(301l) Assessment of Traditional Key Performance Indicators for Supply Chain Management in the Batch Chemical Industry | AIChE

(301l) Assessment of Traditional Key Performance Indicators for Supply Chain Management in the Batch Chemical Industry

Authors 

Puigjaner, L. - Presenter, Universitat Politècnica de Catalunya
Laínez, J. M. - Presenter, Universitat Politècnica de Catalunya - ETSEIB
Guillén-Gosálbez, G. - Presenter, University Rovira i Virgili
Badell, M. - Presenter, Universitat Politècnica de Catalunya
Espuña, A. - Presenter, Universitat Politècnica de Catalunya - ETSEIB


The tight profit margins under which the chemical process industries (CPI) operate are forcing companies to pay more and more attention to the design and operation of their Supply Chains (SC). Recent advances in Process Systems Engineering have focused on devising enterprise wide modeling and optimization strategies integrating decisions of distinct functions of a business into a global model. Nevertheless, despite the effort made in the area, almost all of the models developed to date focus on the process operations side and neglect the financial part of the problem. Furthermore, although such models should improve an overall business performance measure they usually pursue a myopic key performance indicator as the objective to be optimized. Specifically, diverse objectives have been proposed in the literature; being most of them mainly based on the classical transactional analysis of cost and benefits, or in key operative parameters that act as intermediate cost-related performance measures. The main aim of this work is to analyze the consequences of implementing different key performance indicators in SCM and study the trade-off between the most relevant objective functions proposed and value creation measures. A suitable key performance indicator should lead to plans that increase value, which constitutes a powerful driver for business activity. This way, shareholder wealth is maximized which is recognized as the goal of a firm. To carry out the comparison, a joint design/planning and financial model, which includes process operations as well as financial constraints, is extended to incorporate multiple objectives. The model is then mathematically posed as a multi-objective Mixed-Integer-Linear-Programming (MILP) problem and solved by applying standard multi-objective mathematical techniques.

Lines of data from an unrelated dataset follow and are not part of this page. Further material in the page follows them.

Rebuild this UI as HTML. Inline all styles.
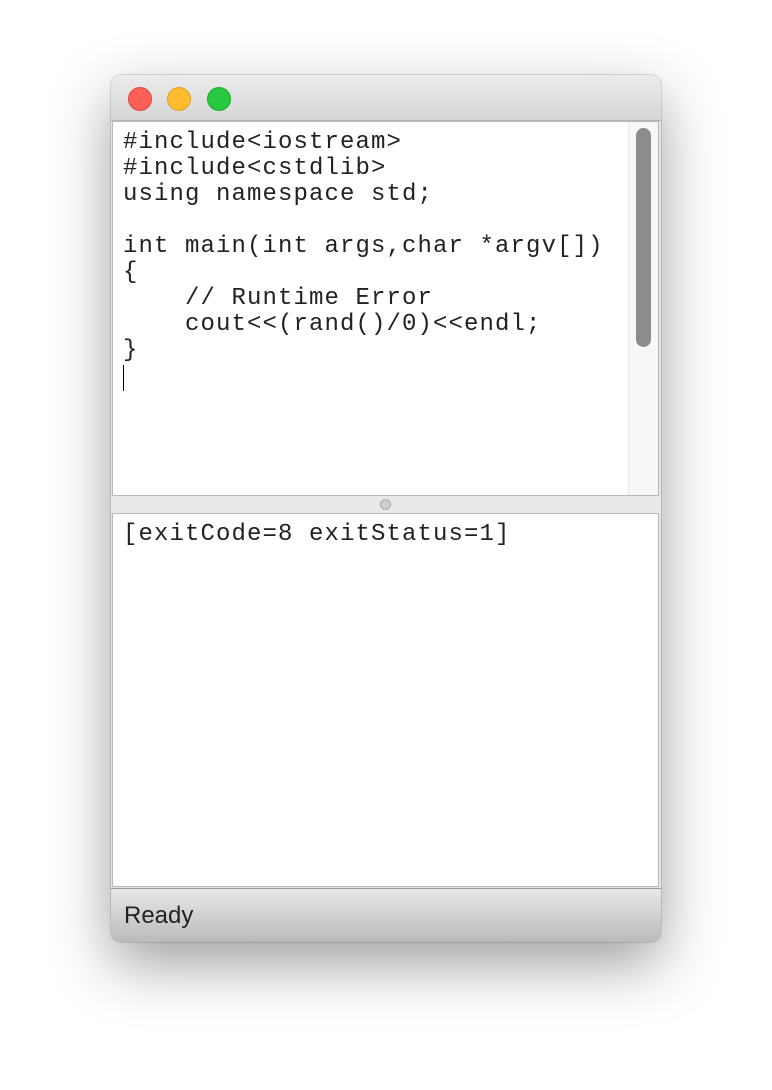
<!DOCTYPE html>
<html><head><style>
body{margin:0;width:772px;height:1090px;background:#fff;position:relative;overflow:hidden;font-family:"Liberation Sans",sans-serif}
.win{position:absolute;left:111px;top:75px;width:550px;height:867px;border-radius:10px;background:#e4e4e4;box-shadow:0 22px 60px rgba(0,0,0,.38),0 0 0 1px rgba(0,0,0,.12);overflow:hidden}
.title{position:absolute;left:0;top:0;width:550px;height:45px;background:linear-gradient(#ececec,#d6d6d6);border-bottom:1px solid #b5b5b5}
.dot{position:absolute;top:12px;width:24px;height:24px;border-radius:50%;box-sizing:border-box}
.ed{position:absolute;left:1px;top:46px;width:547px;height:375px;background:#fff;border:1px solid #b8b8b8;box-sizing:border-box}
.code{position:absolute;left:10px;top:8px;margin:0;font-family:"Liberation Mono",monospace;font-size:24px;letter-spacing:1.1px;line-height:26px;color:#222;white-space:pre}
.track{position:absolute;right:0;top:0;width:29px;height:373px;background:#f7f7f7;border-left:1px solid #e6e6e6}
.thumb{position:absolute;left:7px;top:6px;width:15px;height:219px;border-radius:8px;background:#8c8c8c}
.split{position:absolute;left:0;top:421px;width:550px;height:17px;background:#e9e9e9}
.knob{position:absolute;left:269px;top:3px;width:11px;height:11px;border-radius:50%;background:#cfcfcf;border:1px solid #aaa;box-sizing:border-box}
.out{position:absolute;left:1px;top:438px;width:547px;height:374px;background:#fff;border:1px solid #b8b8b8;box-sizing:border-box}
.status{position:absolute;left:0;top:813px;width:550px;height:54px;background:linear-gradient(#e8e8e8,#b9b9b9);border-top:1px solid #999}
.status span{position:absolute;left:13px;top:13px;font-size:24px;color:#222}
.caret{position:absolute;left:10px;top:243px;width:1px;height:26px;background:#000}
</style></head><body>
<div class="win">
<div class="title">
<div class="dot" style="left:17px;background:#fe5f57;border:1px solid #e0443e"></div>
<div class="dot" style="left:56px;background:#febc2e;border:1px solid #dea123"></div>
<div class="dot" style="left:96px;background:#28c840;border:1px solid #1aab29"></div>
</div>
<div class="ed">
<pre class="code">#include&lt;iostream&gt;
#include&lt;cstdlib&gt;
using namespace std;

int main(int args,char *argv[])
{
    // Runtime Error
    cout&lt;&lt;(rand()/0)&lt;&lt;endl;
}</pre>
<div class="caret"></div>
<div class="track"><div class="thumb"></div></div>
</div>
<div class="split"><div class="knob"></div></div>
<div class="out"><pre class="code" style="top:8px">[exitCode=8 exitStatus=1]</pre></div>
<div class="status"><span>Ready</span></div>
</div>
</body></html>
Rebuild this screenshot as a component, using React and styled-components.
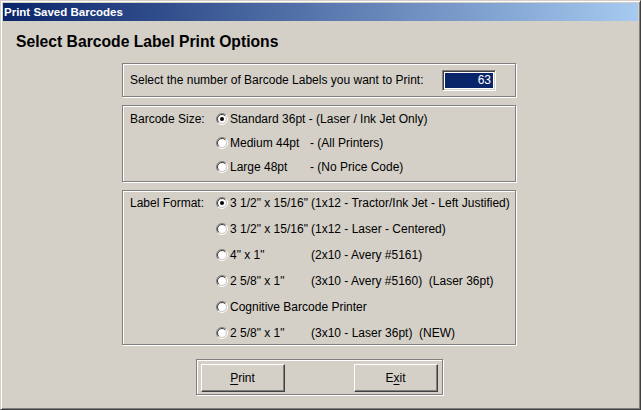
import React from "react";
import styled, { createGlobalStyle } from "styled-components";

const GlobalStyle = createGlobalStyle`
  body {
    margin: 0;
    background: #d4d0c8;
    font-family: "Liberation Sans", Arial, sans-serif;
  }
`;

// Window frame ----------------
const Window = styled.div`
  width: 641px;
  height: 410px;
  box-sizing: border-box;
  background: #d4d0c8;
  border-top: 1px solid #d4d0c8;
  border-left: 1px solid #d4d0c8;
  border-right: 1px solid #404040;
  border-bottom: 1px solid #404040;
  box-shadow: inset 1px 1px 0 #ffffff, inset -1px -1px 0 #808080;
  padding: 2px;
  display: flex;
  flex-direction: column;
`;

const TitleBar = styled.div`
  height: 18px;
  background: linear-gradient(to right, #0a246a, #a6caf0);
  color: #ffffff;
  font-weight: bold;
  font-size: 11.5px;
  line-height: 18px;
  padding-left: 1px;
  white-space: nowrap;
`;

const Heading = styled.h1`
  margin: 11px 0 0 13px;
  font-size: 15.7px;
  line-height: 20px;
  font-weight: bold;
  color: #000;
`;

const Stack = styled.div`
  width: 394px;
  margin: 11px 0 0 119px;
  display: flex;
  flex-direction: column;
  align-items: center;
`;

const GroupBox = styled.div`
  box-sizing: border-box;
  width: ${(p) => p.$width || 394}px;
  border: 1px solid #808080;
  box-shadow: 1px 1px 0 #ffffff, inset 1px 1px 0 #ffffff;
  margin-top: ${(p) => p.$gap || 0}px;
  font-size: 12px;
  color: #000;
`;

const NumberRow = styled.div`
  height: 32px;
  display: flex;
  align-items: center;
  justify-content: space-between;
  padding: 0 19px 0 7px;
`;

const NumberField = styled.div`
  box-sizing: border-box;
  width: 54px;
  height: 21px;
  border-top: 1px solid #808080;
  border-left: 1px solid #808080;
  border-right: 1px solid #ffffff;
  border-bottom: 1px solid #ffffff;
  box-shadow: inset 1px 1px 0 #404040, inset -1px -1px 0 #d4d0c8;
  background: #ffffff;
  padding: 2px;
  display: flex;
`;

const Selected = styled.span`
  flex: 1;
  background: #0a246a;
  color: #ffffff;
  text-align: right;
  padding-right: 2px;
  line-height: 15px;
`;

const OptionGrid = styled.div`
  display: grid;
  grid-template-columns: 86px 1fr;
  grid-auto-rows: 22px;
  row-gap: ${(p) => p.$rowGap}px;
  padding: ${(p) => p.$pad};
  padding-left: 7px;
`;

const GroupLabel = styled.span`
  grid-column: 1;
  display: flex;
  align-items: center;
`;

const Option = styled.label`
  grid-column: 2;
  display: flex;
  align-items: center;
  white-space: pre;
`;

const OptionText = styled.span`
  margin-left: 2px;
  display: flex;
`;

const FirstPart = styled.span`
  display: inline-block;
  width: ${(p) => p.$width}px;
  white-space: pre;
`;

const ButtonBox = styled(GroupBox)`
  display: flex;
  justify-content: space-between;
  padding: 4px 4px 2px;
`;

const Button = styled.button`
  box-sizing: border-box;
  width: 84px;
  height: 28px;
  background: #d4d0c8;
  font-family: "Liberation Sans", Arial, sans-serif;
  font-size: 12px;
  color: #000;
  border-top: 1px solid #ffffff;
  border-left: 1px solid #ffffff;
  border-right: 1px solid #404040;
  border-bottom: 1px solid #404040;
  box-shadow: inset -1px -1px 0 #808080;
  padding: 0;
  cursor: default;

  u {
    text-decoration-thickness: 1px;
    text-underline-offset: 2px;
  }
`;

function Radio({ checked }) {
  return (
    <svg width="12" height="12" viewBox="0 0 12 12">
      <circle cx="6" cy="6" r="4" fill="#ffffff" />
      <path d="M2.1 9.9 A5.5 5.5 0 0 1 9.9 2.1" stroke="#808080" fill="none" />
      <path d="M9.9 2.1 A5.5 5.5 0 0 1 2.1 9.9" stroke="#ffffff" fill="none" />
      <path d="M2.8 9.2 A4.5 4.5 0 0 1 9.2 2.8" stroke="#404040" fill="none" />
      <path d="M9.2 2.8 A4.5 4.5 0 0 1 2.8 9.2" stroke="#d4d0c8" fill="none" />
      {checked && <circle cx="6" cy="6" r="2" fill="#000000" />}
    </svg>
  );
}

const sizes = [
  { first: "Standard 36pt", rest: " - (Laser / Ink Jet Only)", checked: true, plain: true },
  { first: "Medium 44pt", rest: "- (All Printers)" },
  { first: "Large 48pt", rest: "- (No Price Code)" },
];

const formats = [
  { first: '3 1/2" x 15/16"', rest: "(1x12 - Tractor/Ink Jet - Left Justified)", checked: true },
  { first: '3 1/2" x 15/16"', rest: "(1x12 - Laser - Centered)" },
  { first: '4" x 1"', rest: "(2x10 - Avery #5161)" },
  { first: '2 5/8" x 1"', rest: "(3x10 - Avery #5160)  (Laser 36pt)" },
  { first: "Cognitive Barcode Printer", rest: "", plain: true },
  { first: '2 5/8" x 1"', rest: "(3x10 - Laser 36pt)  (NEW)" },
];

function OptionList({ label, items, firstWidth, rowGap, pad }) {
  return (
    <OptionGrid $rowGap={rowGap} $pad={pad}>
      <GroupLabel>{label}</GroupLabel>
      {items.map((item, i) => (
        <Option key={i}>
          <Radio checked={item.checked} />
          <OptionText>
            {item.plain ? (
              item.first + item.rest
            ) : (
              <>
                <FirstPart $width={firstWidth}>{item.first}</FirstPart>
                {item.rest}
              </>
            )}
          </OptionText>
        </Option>
      ))}
    </OptionGrid>
  );
}

export default function App() {
  return (
    <>
      <GlobalStyle />
      <Window>
        <TitleBar>Print Saved Barcodes</TitleBar>
        <Heading>Select Barcode Label Print Options</Heading>
        <Stack>
          <GroupBox>
            <NumberRow>
              <span>Select the number of Barcode Labels you want to Print:</span>
              <NumberField>
                <Selected>63</Selected>
              </NumberField>
            </NumberRow>
          </GroupBox>

          <GroupBox $gap={8}>
            <OptionList
              label="Barcode Size:"
              items={sizes}
              firstWidth={80}
              rowGap={2}
              pad="2px 0 3px"
            />
          </GroupBox>

          <GroupBox $gap={8}>
            <OptionList
              label="Label Format:"
              items={formats}
              firstWidth={81}
              rowGap={4}
              pad="1px 0 0"
            />
          </GroupBox>

          <ButtonBox $width={247} $gap={14}>
            <Button>
              <u>P</u>rint
            </Button>
            <Button>
              E<u>x</u>it
            </Button>
          </ButtonBox>
        </Stack>
      </Window>
    </>
  );
}
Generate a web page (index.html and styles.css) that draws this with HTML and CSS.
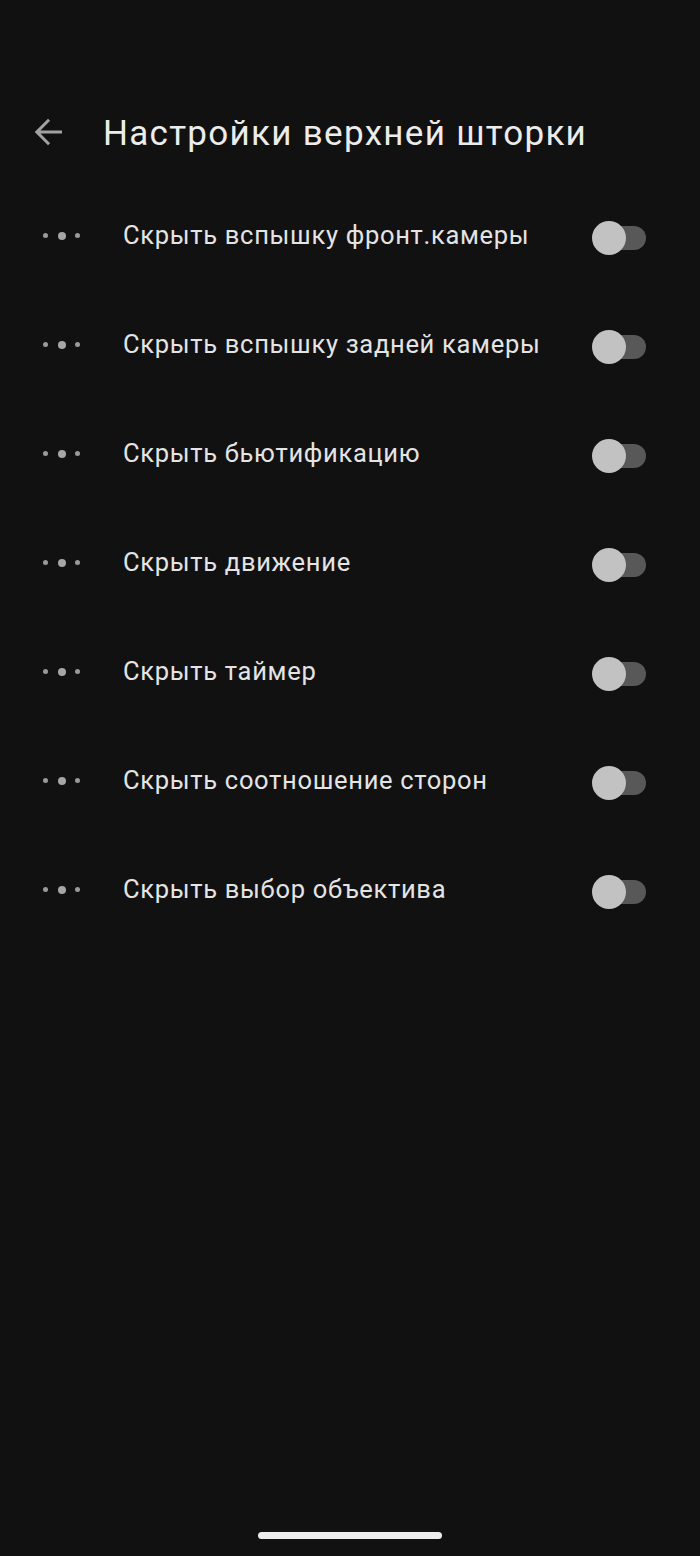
FILE: index.html
```html
<!DOCTYPE html>
<html lang="ru">
<head>
    <meta charset="UTF-8">
    <meta name="viewport" content="width=device-width, initial-scale=1.0">
    <title>Настройки верхней шторки</title>
    <link rel="stylesheet" href="styles.css">
</head>
<body>

    <div class="screen">
        <!-- Toolbar -->
        <header class="toolbar">
            <button class="back" aria-label="Назад">
                <svg width="42" height="42" viewBox="0 0 24 24">
                    <path d="M20 11.1H7.7l5.5-5.5L12 4.4l-7.6 7.6 7.6 7.6 1.2-1.2-5.5-5.5H20v-1.8z" fill="currentColor"/>
                </svg>
            </button>
            <h1>Настройки верхней шторки</h1>
        </header>

        <!-- Settings list -->
        <ul class="settings">
            <li class="row">
                <span class="handle"><i></i><i></i><i></i></span>
                <span class="label">Скрыть вспышку фронт.камеры</span>
                <span class="switch"></span>
            </li>
            <li class="row">
                <span class="handle"><i></i><i></i><i></i></span>
                <span class="label">Скрыть вспышку задней камеры</span>
                <span class="switch"></span>
            </li>
            <li class="row">
                <span class="handle"><i></i><i></i><i></i></span>
                <span class="label">Скрыть бьютификацию</span>
                <span class="switch"></span>
            </li>
            <li class="row">
                <span class="handle"><i></i><i></i><i></i></span>
                <span class="label">Скрыть движение</span>
                <span class="switch"></span>
            </li>
            <li class="row">
                <span class="handle"><i></i><i></i><i></i></span>
                <span class="label">Скрыть таймер</span>
                <span class="switch"></span>
            </li>
            <li class="row">
                <span class="handle"><i></i><i></i><i></i></span>
                <span class="label">Скрыть соотношение сторон</span>
                <span class="switch"></span>
            </li>
            <li class="row">
                <span class="handle"><i></i><i></i><i></i></span>
                <span class="label">Скрыть выбор объектива</span>
                <span class="switch"></span>
            </li>
        </ul>

        <!-- Gesture bar -->
        <div class="home-bar"></div>
    </div>

</body>
</html>
```

FILE: styles.css
```css
/* Global Styles */
* {
    margin: 0;
    padding: 0;
    box-sizing: border-box;
}

body {
    background: #111111;
    color: #e6e6e6;
    font-family: Roboto, 'Noto Sans', sans-serif;
}

.screen {
    height: 1556px;
    display: flex;
    flex-direction: column;
    padding-top: 100px;
}

/* Toolbar */
.toolbar {
    height: 66px;
    display: flex;
    align-items: center;
    padding-left: 27px;
    margin-bottom: 17px;
}

.back {
    width: 42px;
    height: 42px;
    background: none;
    border: none;
    color: #a2a2a2;
    display: flex;
    margin-top: -2px;
}

.toolbar h1 {
    font-size: 35px;
    font-weight: 400;
    color: #ececec;
    margin-left: 34px;
    letter-spacing: 1.3px;
}

/* Settings list */
.settings {
    list-style: none;
}

.row {
    height: 109px;
    display: flex;
    align-items: center;
    padding: 0 54px 0 43px;
}

.handle {
    width: 37px;
    display: flex;
    align-items: center;
    justify-content: space-between;
    padding-bottom: 4px;
}

.handle i {
    width: 5px;
    height: 5px;
    border-radius: 50%;
    background: #9a9a9a;
}

.handle i:nth-child(2) {
    width: 8px;
    height: 8px;
    background: #a6a6a6;
}

.label {
    flex: 1;
    margin-left: 43px;
    font-size: 25.5px;
    color: #e4e4e4;
    letter-spacing: 0.7px;
    padding-bottom: 5px;
}

/* Switch (off state) */
.switch {
    position: relative;
    width: 54px;
    height: 24px;
    margin-top: 1px;
}

.switch::before {
    content: "";
    position: absolute;
    left: 8px;
    right: 0;
    top: 0;
    bottom: 0;
    border-radius: 12px;
    background: #585858;
}

.switch::after {
    content: "";
    position: absolute;
    left: 0;
    top: -5px;
    width: 34px;
    height: 34px;
    border-radius: 50%;
    background: #c2c2c2;
}

/* Gesture bar */
.home-bar {
    margin-top: auto;
    margin-bottom: 17px;
    align-self: center;
    width: 184px;
    height: 7px;
    border-radius: 4px;
    background: #ececec;
}
```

To illustrate the performance of the different indicators, a case study of a supply chain network comprising several plants, warehouses and retailers is solved. The results obtained suggest that a financial key performance indicator accounting for value creation and an integrated model are crucial for making most valuable supply chain decisions. Moreover, it is demonstrated that traditional planning/scheduling models accounting for the maximization of traditional key performance indicators simply do not posses the formulation needed to validate decisions through wealth maximization, leading to overall firm's suboptimal decisions.